Monday 19 March 2018

Selling data on millions ‘is the opposite of our business model,’ says Facebook’s Boz

Facebook’s former VP of ads has weighed in on the ongoing disaster involving his company’s apparent negligence in allowing data on as many as 50 million users to be used for nefarious purposes by Cambridge Analytica. In a post on (what else) Facebook, Andrew “Boz” Bosworth gave variations on the line we’ve come to expect from tech in these situations: They’re not supposed to do that, and anyway how could we have known?

“This is the opposite of our business model,” he wrote. “Our interests are aligned with users when it comes to protecting data.” What reason could you possibly have to be skeptical of this declamation?

He said much more than that, of course, and very earnestly indeed, but if you cut through the prevarication here’s the simplified timeline:

  1. Facebook deliberately allows developers to collect a bunch of data from users who authorize it, plus a bunch of their friends. (But developers have to promise they won’t use it in certain ways.)
  2. Shady people take advantage of this choice and collect as much data as possible for use off the Facebook network in ways Facebook can’t predict or control. (The quiz app in question is surely just one of many — this was an incredible opportunity for data snatchers.)

  3. Facebook fails to predict or control use of the data it released, and fails to protect users who never even knew their data had been released. (It also fails to learn that it has failed to control it.)

The rest is noise, as far as I’m concerned.

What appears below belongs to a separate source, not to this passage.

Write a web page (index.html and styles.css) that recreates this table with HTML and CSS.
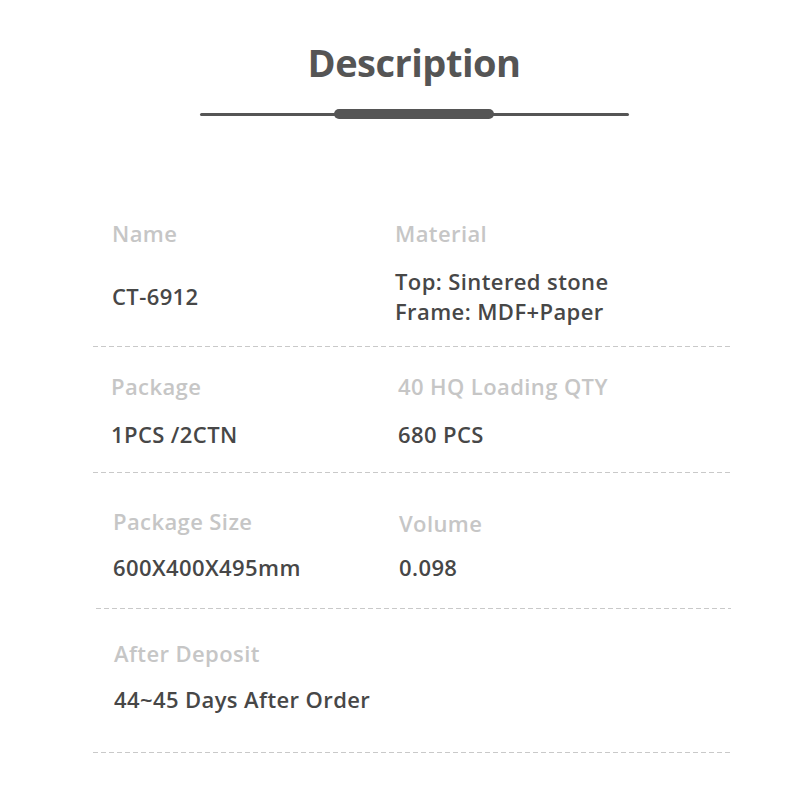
FILE: index.html
```html
<!DOCTYPE html>
<html lang="en">
<head>
<meta charset="utf-8">
<title>Description</title>
<link rel="stylesheet" href="styles.css">
</head>
<body>
<main class="page">
  <header class="head">
    <h1 class="title">Description</h1>
    <div class="divider"><span class="divider-thick"></span></div>
  </header>
  <section class="specs">
    <div class="spec-row row-1">
      <div class="label">Name</div>
      <div class="label">Material</div>
      <div class="value">CT-6912</div>
      <div class="value">Top: Sintered stone<br>Frame: MDF+Paper</div>
    </div>
    <div class="spec-row row-2">
      <div class="label">Package</div>
      <div class="label">40 HQ Loading QTY</div>
      <div class="value">1PCS /2CTN</div>
      <div class="value">680 PCS</div>
    </div>
    <div class="spec-row row-3">
      <div class="label">Package Size</div>
      <div class="label label-low">Volume</div>
      <div class="value">600X400X495mm</div>
      <div class="value">0.098</div>
    </div>
    <div class="spec-row row-4">
      <div class="label">After Deposit</div>
      <div class="label"></div>
      <div class="value value-wide">44~45 Days After Order</div>
    </div>
  </section>
</main>
</body>
</html>
```
FILE: styles.css
```css
* { box-sizing: border-box; }
html, body { margin: 0; padding: 0; background: #ffffff; }
body {
  font-family: "Open Sans", "Noto Sans", sans-serif;
  width: 800px;
  height: 810px;
  overflow: hidden;
}
.head {
  padding-top: 38px;
  padding-left: 28px;
  display: flex;
  flex-direction: column;
  align-items: center;
}
.title {
  margin: 0;
  font-size: 38px;
  line-height: 48px;
  font-weight: 700;
  letter-spacing: -0.5px;
  color: #555555;
}
.divider {
  margin-top: 23px;
  width: 429px;
  height: 10px;
  display: flex;
  align-items: center;
  justify-content: center;
  position: relative;
}
.divider::before {
  content: "";
  position: absolute;
  left: 0;
  right: 0;
  top: 3.5px;
  height: 3px;
  border-radius: 2px;
  background: #555555;
}
.divider-thick {
  position: relative;
  width: 160px;
  height: 10px;
  border-radius: 5px;
  background: #555555;
}
.specs {
  margin-left: 93px;
  width: 638px;
}
.spec-row {
  display: grid;
  grid-template-columns: 283px 1fr;
  grid-template-rows: auto auto;
  align-items: center;
  padding-left: 19px;
  background: repeating-linear-gradient(to right, #c9c9c9 0 5px, transparent 5px 8px) left bottom / 100% 1px no-repeat;
}
.label {
  font-size: 22px;
  line-height: 30px;
  font-weight: 600;
  letter-spacing: 0.4px;
  color: #c6c6c6;
}
.value {
  font-size: 22px;
  line-height: 30px;
  font-weight: 600;
  letter-spacing: 0.4px;
  color: #474747;
}
.value-wide { grid-column: 1 / 3; }
.label-low { align-self: end; line-height: 26px; }

.row-1 { padding-top: 99px; padding-bottom: 21px; }
.row-1 .value { margin-top: 18px; }
.row-2 { padding-top: 24px; padding-bottom: 24px; padding-left: 18px; grid-template-columns: 287px 1fr; }
.row-2 .value { margin-top: 18px; }
.row-3 { padding-top: 33px; padding-bottom: 27px; padding-left: 17px; grid-template-columns: 286px 1fr; margin-left: 3px; }
.row-3 .value { margin-top: 16px; }
.row-4 { padding-top: 29px; padding-bottom: 39px; padding-left: 21px; }
.row-4 .value { margin-top: 16px; }
```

Even if anyone really believes that sharing data about users is not the Facebook business model, who cares what its business model is? Whatever plausible sounding business model it had before didn’t protect anyone, and didn’t stop these characters from collecting and using data in all sorts of shady ways.

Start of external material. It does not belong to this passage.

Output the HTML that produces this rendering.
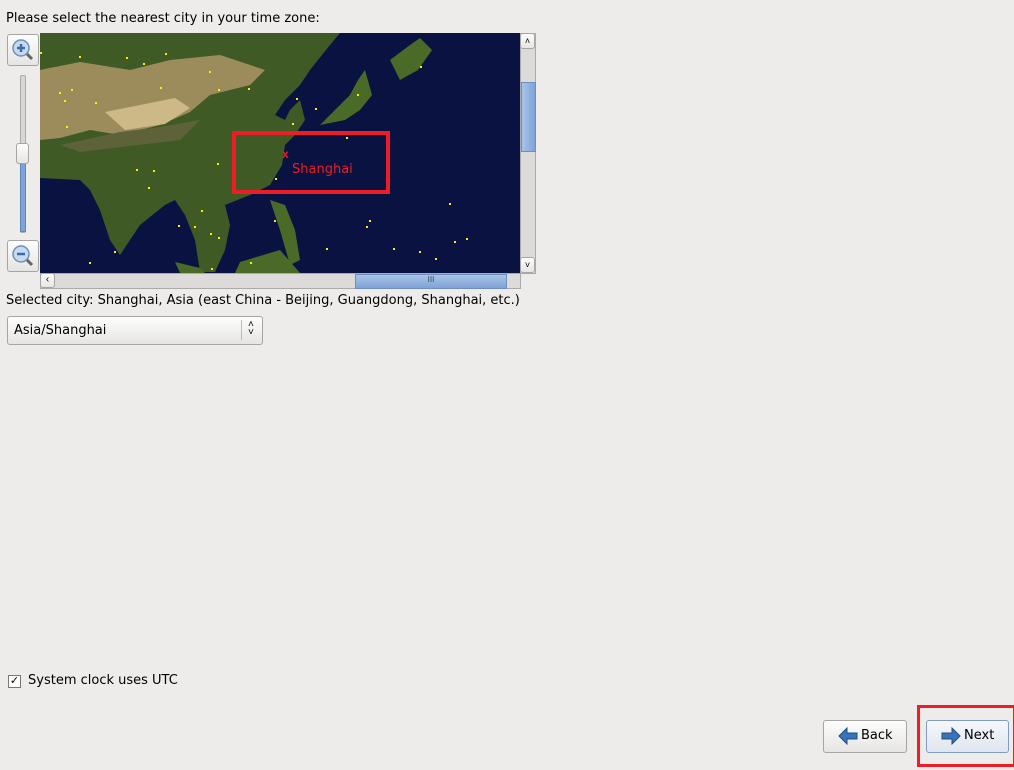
<!DOCTYPE html><html><head><style>
body{margin:0;width:1014px;height:770px;background:#edeceb;font-family:"Liberation Sans","DejaVu Sans",sans-serif;font-size:13px;color:#000;position:relative;overflow:hidden}
.a{position:absolute}
.t{font-family:'DejaVu Sans',sans-serif;font-size:13px}
.btn{position:absolute;background:linear-gradient(#fdfdfd,#e6e5e3);border:1px solid #a6a5a2;border-radius:3px}
</style></head><body>
<div class="a t" style="left:6px;top:11px">Please select the nearest city in your time zone:</div>
<div class="btn" style="left:7px;top:34px;width:30px;height:30px"></div>
<svg class="a" style="left:10px;top:37px" width="26" height="26"><circle cx="11" cy="11" r="8" fill="#c8daf0" stroke="#6d8fb8" stroke-width="1.5"/><path d="M7 11h8M11 7v8" stroke="#3a6aa8" stroke-width="2.5"/><path d="M17 17l5 5" stroke="#666" stroke-width="3"/></svg>
<div class="a" style="left:20px;top:75px;width:4px;height:156px;background:#d8d7d5;border:1px solid #aaa;border-radius:2px"></div>
<div class="a" style="left:20px;top:160px;width:4px;height:70px;background:#7ea3d6;border:1px solid #5f84b8"></div>
<div class="btn" style="left:16px;top:143px;width:11px;height:19px"></div>
<div class="btn" style="left:7px;top:240px;width:30px;height:30px"></div>
<svg class="a" style="left:10px;top:243px" width="26" height="26"><circle cx="11" cy="11" r="8" fill="#c8daf0" stroke="#6d8fb8" stroke-width="1.5"/><path d="M7 11h8" stroke="#3a6aa8" stroke-width="2.5"/><path d="M17 17l5 5" stroke="#666" stroke-width="3"/></svg>
<svg class="a" style="left:40px;top:33px" width="480" height="240" viewBox="40 33 480 240">
<rect x="40" y="33" width="480" height="240" fill="#0a1242"/>
<polygon fill="#3f5a24" points="40,33 340,33 330,45 310,70 300,85 285,100 275,115 285,120 290,110 300,100 305,120 295,135 285,145 282,165 270,185 250,195 225,205 230,225 225,250 215,272 200,272 195,240 185,215 175,200 165,205 140,225 120,255 110,240 100,210 90,190 80,180 40,178"/>
<polygon fill="#9c8c5c" points="40,70 80,62 130,70 170,60 220,55 265,70 250,85 210,95 190,112 160,125 120,135 90,130 60,138 40,140"/>
<polygon fill="#cdb888" points="105,112 140,105 175,98 190,108 165,124 125,130"/>
<polygon fill="#5e6238" points="60,145 120,132 160,127 200,120 180,140 130,146 80,152"/>
<polygon fill="#4a6b28" points="390,60 410,45 420,38 432,50 418,70 400,80"/>
<polygon fill="#4a6b28" points="335,110 350,95 358,80 365,70 372,95 360,110 345,120 320,125"/>
<polygon fill="#4a6b28" points="270,200 285,205 295,230 300,260 290,265 280,230"/>
<polygon fill="#4a6b28" points="175,262 200,268 205,273 180,273"/>
<polygon fill="#4a6b28" points="240,262 280,250 300,273 235,273"/>
<g fill="#ffee00"><rect x="79" y="56" width="2" height="2"/><rect x="126" y="57" width="2" height="2"/><rect x="143" y="63" width="2" height="2"/><rect x="165" y="53" width="2" height="2"/><rect x="209" y="71" width="2" height="2"/><rect x="218" y="89" width="2" height="2"/><rect x="248" y="88" width="2" height="2"/><rect x="160" y="87" width="2" height="2"/><rect x="95" y="102" width="2" height="2"/><rect x="296" y="98" width="2" height="2"/><rect x="315" y="108" width="2" height="2"/><rect x="357" y="94" width="2" height="2"/><rect x="292" y="123" width="2" height="2"/><rect x="295" y="131" width="2" height="2"/><rect x="346" y="137" width="2" height="2"/><rect x="420" y="66" width="2" height="2"/><rect x="388" y="13" width="2" height="2"/><rect x="217" y="163" width="2" height="2"/><rect x="246" y="190" width="2" height="2"/><rect x="136" y="169" width="2" height="2"/><rect x="153" y="170" width="2" height="2"/><rect x="148" y="187" width="2" height="2"/><rect x="201" y="210" width="2" height="2"/><rect x="178" y="225" width="2" height="2"/><rect x="194" y="226" width="2" height="2"/><rect x="210" y="233" width="2" height="2"/><rect x="218" y="237" width="2" height="2"/><rect x="114" y="251" width="2" height="2"/><rect x="89" y="262" width="2" height="2"/><rect x="449" y="203" width="2" height="2"/><rect x="369" y="220" width="2" height="2"/><rect x="366" y="226" width="2" height="2"/><rect x="454" y="241" width="2" height="2"/><rect x="466" y="238" width="2" height="2"/><rect x="326" y="248" width="2" height="2"/><rect x="393" y="248" width="2" height="2"/><rect x="419" y="251" width="2" height="2"/><rect x="435" y="258" width="2" height="2"/><rect x="274" y="220" width="2" height="2"/><rect x="250" y="262" width="2" height="2"/><rect x="211" y="268" width="2" height="2"/><rect x="275" y="178" width="2" height="2"/><rect x="40" y="52" width="2" height="2"/><rect x="59" y="92" width="2" height="2"/><rect x="71" y="89" width="2" height="2"/><rect x="66" y="126" width="2" height="2"/><rect x="64" y="100" width="2" height="2"/></g>
<rect x="234" y="133" width="154" height="59" fill="none" stroke="#ee1c24" stroke-width="4"/>
<text x="282" y="158" fill="#ee1c24" font-size="12" font-weight="bold">x</text>
<text x="292" y="173" fill="#ee1c24" font-size="13" font-family="DejaVu Sans,sans-serif">Shanghai</text>
</svg>
<div class="a" style="left:520px;top:33px;width:14px;height:239px;background:#dcdbd9;border:1px solid #aaa"></div>
<div class="a" style="left:521px;top:82px;width:13px;height:68px;background:linear-gradient(90deg,#a9c4e8,#7ea3d6);border:1px solid #6c8fc0"></div>
<div class="btn" style="left:520px;top:33px;width:13px;height:14px;font-size:9px;text-align:center;line-height:14px">˄</div>
<div class="btn" style="left:520px;top:257px;width:13px;height:14px;font-size:9px;text-align:center;line-height:14px">˅</div>
<div class="a" style="left:40px;top:273px;width:479px;height:14px;background:#dcdbd9;border:1px solid #aaa"></div>
<div class="a" style="left:355px;top:274px;width:150px;height:13px;background:linear-gradient(#a9c4e8,#7ea3d6);border:1px solid #6c8fc0;font-size:8px;text-align:center;color:#345">III</div>
<div class="btn" style="left:40px;top:273px;width:13px;height:13px;font-size:10px;text-align:center">‹</div>
<div class="a t" style="left:6px;top:293px">Selected city: Shanghai, Asia (east China - Beijing, Guangdong, Shanghai, etc.)</div>
<div class="btn" style="left:7px;top:316px;width:254px;height:27px"><span class="a t" style="left:6px;top:6px">Asia/Shanghai</span><span class="a" style="left:233px;top:3px;height:20px;border-left:1px solid #bbb"></span><span class="a" style="left:240px;top:4px;font-size:10px;line-height:8px">˄<br>˅</span></div>
<div class="a" style="left:8px;top:675px;width:11px;height:11px;border:1px solid #777;background:#fff;font-size:11px;line-height:11px;text-align:center">✓</div>
<div class="a t" style="left:28px;top:673px">System clock uses UTC</div>
<div class="btn" style="left:823px;top:720px;width:82px;height:31px"><svg class="a" style="left:14px;top:6px" width="20" height="18"><path d="M1 9L9 1v5h10v6H9v5z" fill="#3a73b8" stroke="#1f4f8a"/></svg><span class="a t" style="left:37px;top:7px">Back</span></div>
<div class="a" style="left:917px;top:705px;width:93px;height:56px;border:3px solid #ee1c24"></div>
<div class="btn" style="left:926px;top:720px;width:81px;height:31px;border-color:#7f9cc2;background:linear-gradient(#f5f8fc,#dfe6ef)"><svg class="a" style="left:14px;top:6px" width="20" height="18"><path d="M19 9L11 1v5H1v6h10v5z" fill="#3a73b8" stroke="#1f4f8a"/></svg><span class="a t" style="left:37px;top:7px">Next</span></div>
</body></html>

Of course there’s the strong possibility that Cambridge Analytica and others misused the data, didn’t delete it as promised, performed unsanctioned analyses on it. Oh no! Who would have thought someone would do that? The real question was what was Facebook expecting when it handed out data on millions essentially on the honor system?

Facebook’s business model is monetizing your data (the data you give it, it must be said), one way or the other. It used to be one way, now it’s the other. Soon it’ll be yet another — but don’t ever doubt that’s at the core of every decision the company makes.